The previous post in this mini-series, Who can access the internet?, looked at internet penetration in country context. In this post, we compare world regions and their access to the internet.
This box plot visualization shows the distribution of per-country internet penetration, i.e. the percentage of the population of countries that has accessed the internet within a 12 month period from any device, for all seven world regions (click for full size). Each small dot denotes a country. The small black squares represent the average regional internet penetration, the thick vertical lines the median regional internet penetration. Finally, the height of the colored boxes correlates with the number of countries within the region at hand – North America and Oceania being the smallest regions in terms of number of countries.
Bear in mind: average global internet penetration in 2015 was at 47% with a standard deviation of 29%.

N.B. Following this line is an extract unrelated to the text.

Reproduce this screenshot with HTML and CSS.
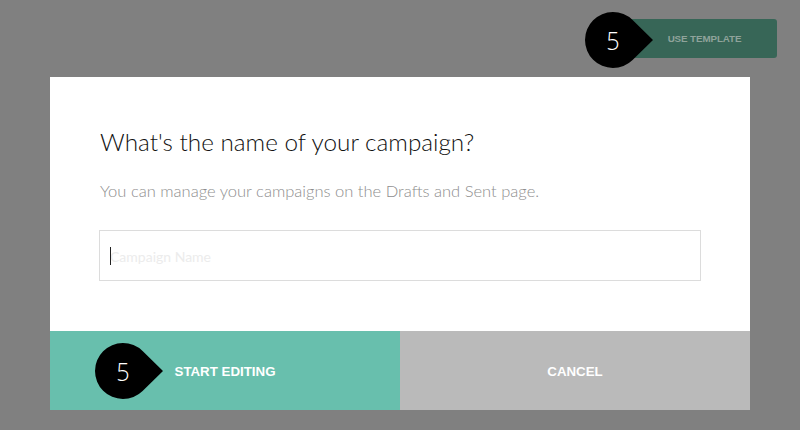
FILE: index.html
```html
<!DOCTYPE html>
<html>
<head>
<meta charset="utf-8">
<link rel="stylesheet" href="styles.css">
</head>
<body>
<div class="page">
  <div class="topbar">
    <div class="tpl-wrap">
      <button class="tpl-btn">USE TEMPLATE</button>
      <div class="badge badge-top">
        <svg width="70" height="58" viewBox="-29 -29 70 58"><path d="M19.6 -20 L40 0 L19.6 20 A28 28 0 1 1 19.6 -20 Z" fill="#000"/></svg>
        <span class="badge-num">5</span>
      </div>
    </div>
  </div>
  <div class="modal">
    <div class="modal-body">
      <h1 class="title">What's the name of your campaign?</h1>
      <p class="sub">You can manage your campaigns on the Drafts and Sent page.</p>
      <div class="input"><span class="caret"></span><span class="placeholder">Campaign Name</span></div>
    </div>
    <div class="actions">
      <div class="act act-start">
        <span>START EDITING</span>
        <div class="badge badge-bottom">
          <svg width="70" height="58" viewBox="-29 -29 70 58"><path d="M19.6 -20 L40 0 L19.6 20 A28 28 0 1 1 19.6 -20 Z" fill="#000"/></svg>
          <span class="badge-num">5</span>
        </div>
      </div>
      <div class="act act-cancel"><span>CANCEL</span></div>
    </div>
  </div>
</div>
</body>
</html>
```

FILE: styles.css
```css
html, body {
  margin: 0;
  padding: 0;
  background: #808080;
  width: 800px;
  height: 430px;
  overflow: hidden;
  font-family: Lato, "Open Sans", sans-serif;
}
.page {
  display: flex;
  flex-direction: column;
  align-items: center;
}
.topbar {
  width: 800px;
  height: 77px;
  display: flex;
  justify-content: flex-end;
  align-items: flex-start;
}
.tpl-wrap {
  position: relative;
  margin-top: 19px;
  margin-right: 23px;
}
.tpl-btn {
  display: block;
  width: 149px;
  height: 39px;
  border: none;
  border-radius: 3px;
  background: #376657;
  color: #8fa39b;
  font-family: "Liberation Sans", Arial, sans-serif;
  font-weight: bold;
  font-size: 9.8px;
  padding: 0 0 0 4px;
  letter-spacing: -0.1px;
}
.badge {
  position: absolute;
  width: 70px;
  height: 58px;
}
.badge svg {
  display: block;
}
.badge-num {
  position: absolute;
  left: 0;
  top: 0;
  width: 58px;
  height: 58px;
  line-height: 58px;
  text-align: center;
  color: #fff;
  font-family: "Open Sans", sans-serif;
  font-weight: 300;
  font-size: 26px;
  transform: scaleX(0.9);
}
.badge-top {
  left: -44px;
  top: -8px;
}
.modal {
  width: 700px;
  background: #fff;
  display: flex;
  flex-direction: column;
}
.modal-body {
  height: 254px;
  box-sizing: border-box;
  padding: 50px 49px 0 49px;
}
.title {
  margin: 0 0 0 1px;
  font-weight: 300;
  font-size: 24.3px;
  line-height: 30px;
  color: #111;
  letter-spacing: 0;
}
.sub {
  margin: 23px 0 0 1px;
  font-weight: 300;
  font-size: 16.55px;
  line-height: 22px;
  color: #8e8e8e;
  letter-spacing: 0;
}
.input {
  margin-top: 28px;
  height: 51px;
  box-sizing: border-box;
  border: 1px solid #dcdcdc;
  display: flex;
  align-items: center;
  padding-left: 10px;
  position: relative;
}
.caret {
  position: absolute;
  left: 10px;
  top: 16px;
  width: 1px;
  height: 18px;
  background: #222;
}
.placeholder {
  font-size: 14px;
  color: #ececec;
  padding-top: 2px;
}
.actions {
  display: flex;
  height: 79px;
}
.act {
  flex: 1;
  display: flex;
  align-items: center;
  justify-content: center;
  color: #fff;
  font-family: "Liberation Sans", Arial, sans-serif;
  font-weight: bold;
  font-size: 13.3px;
  position: relative;
  padding-top: 2px;
  box-sizing: border-box;
}
.act-start {
  background: #68bfad;
}
.act-cancel {
  background: #bababa;
}
.badge-bottom {
  left: 44px;
  top: 11px;
}
```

First, the above visualization underlines the findings from the Access to the Internet map: internet penetration is clearly lowest in Sub-Saharan Africa (SSA; mean: 17.3%, standard deviation: 13.8%) with only few countries reaching average global values near 50% (e.g. Nigeria, Kenya, South Africa).
Second, internet penetration is highest, and clearly above the global average, in the world’s economic cores: Europe (mean: 76.3%, standard deviation 13.2%) and North America (mean: 81.5%, standard deviation 9.8%).
Third, with a mean of 47.8% (standard deviation of 17.7%), Latin America & Caribbean (LACA) is very close to the average global access to the internet.
Fifth, this visualisation reveals clearly (more clearly than our previous map) that internet penetration varies wildly among the countries of Asia (mean: 43.4%, standard deviation: 26.3%), Middle East & North Africa (MENA; mean: 54.7%, standard deviation: 26.5%), and, especially, Oceania (mean: 47.4%, standard deviation: 38.8%). Individual Asian and MENA countries reach high European levels of access to the internet.
The below visualization of highest (left) and lowest (right) internet penetration also looks at 2005 and 2010 (in addition to 2015) and thereby highlights how stable over time some of these patterns of internet access truly are: Individual countries move up and down the ladder between years (and they certainly move in terms of absolute values of internet penetration). Yet, the regional patterns embodied in the rankings of the countries hardly change at all. Thus, on a relative scale, the cores and peripheries of the global network are surprisingly stable indeed.
This leader board visualization shows the the countries with the highest (left) and the lowest (right) internet penetration, in 2005, 2010, and 2015, respectively (left to right). The colors encode the countries’ region affiliations.
This blog post is part of a mini-series:
The visualizations use data on internet usage in 2005, 2010, and 2015 that was obtained from the World Bank. The World Bank has tracked the number of internet users per country since the 1990s as part of its Worldwide Development Indicators project.